I forgive myself that I accepted and allowed myself to believe that I have to defend myself in any kind of an argument. I realize that whenever I feel like I should defend myself, this is the point of ego where my mind actually tries to defend itself and exist as it is and not change or remove the pattern. I realize that when I am aware here in the breath with no ego / mind, there is no need for me to defend anything through words because words can only be used to defend one's mind patterns / ego, but nothing physical. Thus whenever I see / realize that I am trying to defend something through words - I stop and breathe. I take notice and realize that I went into a point of ego and that I am trying to defend a mind pattern. Thus I commit myself to in such moment look at what in my mind I am trying to defend and so apply Self Forgiveness on the point and remove the pattern that I believe in and so try to keep as a part of my ego, because I know and understand that I only limit myself with such patterns.

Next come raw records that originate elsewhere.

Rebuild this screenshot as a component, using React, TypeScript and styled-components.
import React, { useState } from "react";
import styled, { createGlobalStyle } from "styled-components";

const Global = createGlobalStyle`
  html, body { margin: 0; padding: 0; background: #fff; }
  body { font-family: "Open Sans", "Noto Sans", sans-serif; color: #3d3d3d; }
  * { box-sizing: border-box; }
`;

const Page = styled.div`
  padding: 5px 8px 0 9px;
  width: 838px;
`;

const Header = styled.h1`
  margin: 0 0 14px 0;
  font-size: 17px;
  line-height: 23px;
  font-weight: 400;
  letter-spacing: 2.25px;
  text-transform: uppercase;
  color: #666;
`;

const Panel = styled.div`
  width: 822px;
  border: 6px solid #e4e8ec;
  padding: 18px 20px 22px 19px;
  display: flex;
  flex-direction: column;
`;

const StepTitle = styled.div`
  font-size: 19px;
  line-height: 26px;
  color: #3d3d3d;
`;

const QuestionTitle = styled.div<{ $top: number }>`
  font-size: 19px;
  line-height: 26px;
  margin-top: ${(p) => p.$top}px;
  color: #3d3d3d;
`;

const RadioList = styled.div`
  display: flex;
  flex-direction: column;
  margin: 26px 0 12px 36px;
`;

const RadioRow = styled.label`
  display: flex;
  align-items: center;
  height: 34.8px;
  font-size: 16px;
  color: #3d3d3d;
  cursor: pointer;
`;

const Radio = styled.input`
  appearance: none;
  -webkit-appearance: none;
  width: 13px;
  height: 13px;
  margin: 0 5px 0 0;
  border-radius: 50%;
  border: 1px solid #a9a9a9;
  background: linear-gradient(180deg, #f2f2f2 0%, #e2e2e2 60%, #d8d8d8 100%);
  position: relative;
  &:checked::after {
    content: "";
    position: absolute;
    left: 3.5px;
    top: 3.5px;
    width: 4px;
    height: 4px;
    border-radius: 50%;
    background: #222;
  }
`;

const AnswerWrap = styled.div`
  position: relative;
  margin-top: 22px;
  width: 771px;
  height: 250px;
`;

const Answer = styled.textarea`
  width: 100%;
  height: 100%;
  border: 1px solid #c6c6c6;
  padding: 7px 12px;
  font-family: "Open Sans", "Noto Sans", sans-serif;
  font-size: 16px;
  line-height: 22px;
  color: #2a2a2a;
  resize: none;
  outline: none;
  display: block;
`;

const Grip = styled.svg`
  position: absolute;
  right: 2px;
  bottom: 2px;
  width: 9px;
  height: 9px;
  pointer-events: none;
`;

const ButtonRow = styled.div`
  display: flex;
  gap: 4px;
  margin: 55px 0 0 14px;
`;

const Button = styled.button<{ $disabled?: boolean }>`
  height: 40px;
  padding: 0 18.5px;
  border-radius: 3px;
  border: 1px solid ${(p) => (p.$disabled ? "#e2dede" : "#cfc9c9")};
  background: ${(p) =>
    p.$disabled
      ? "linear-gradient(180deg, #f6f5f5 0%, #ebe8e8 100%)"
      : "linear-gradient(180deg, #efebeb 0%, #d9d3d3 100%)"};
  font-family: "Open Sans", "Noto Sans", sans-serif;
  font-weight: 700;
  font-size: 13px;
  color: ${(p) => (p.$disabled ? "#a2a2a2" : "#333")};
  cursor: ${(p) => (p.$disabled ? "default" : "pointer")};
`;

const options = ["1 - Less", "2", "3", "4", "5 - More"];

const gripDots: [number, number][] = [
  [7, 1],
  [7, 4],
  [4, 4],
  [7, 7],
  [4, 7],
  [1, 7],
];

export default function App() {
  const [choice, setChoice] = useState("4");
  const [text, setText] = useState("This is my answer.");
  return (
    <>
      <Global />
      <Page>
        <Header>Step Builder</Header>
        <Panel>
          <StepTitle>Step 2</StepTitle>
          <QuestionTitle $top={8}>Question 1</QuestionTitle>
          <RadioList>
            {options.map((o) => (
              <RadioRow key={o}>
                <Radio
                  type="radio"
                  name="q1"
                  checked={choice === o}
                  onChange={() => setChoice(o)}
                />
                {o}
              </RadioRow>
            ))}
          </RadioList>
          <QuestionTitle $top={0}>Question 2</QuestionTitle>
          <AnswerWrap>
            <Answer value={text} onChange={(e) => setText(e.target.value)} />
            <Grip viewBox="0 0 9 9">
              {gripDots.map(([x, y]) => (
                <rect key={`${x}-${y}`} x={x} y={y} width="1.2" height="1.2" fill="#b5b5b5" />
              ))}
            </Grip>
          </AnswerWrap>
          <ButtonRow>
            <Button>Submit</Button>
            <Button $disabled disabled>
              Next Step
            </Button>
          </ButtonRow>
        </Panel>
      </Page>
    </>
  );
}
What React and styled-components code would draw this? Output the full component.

I forgive myself that I accepted and allowed myself to immediately go into self judgment when and as I see / realize that I have been participating in an abusive energetic mind pattern, like watching women from the point of desire for sexual arousal. I realize and understand that there is no need for me to go into self judgment or feeling inferior, even when I speak about my patterns with my partner or others and even if/when my partner / another is judgmental towards the pattern that she/he sees in me, because this reactions will never help or change anything. In fact, such reactions are another protective mechanism of the mind where then one focuses one's attention towards this reaction / judgment and makes a big deal out of it, instead of just looking at self in self-honesty and seeing where one works the same way and so removing the pattern, or simply assist another without any judgments / reactions, with one's own practical examples of change, so that another can come to a realization quicker and see how one can change self in a way that is best for all.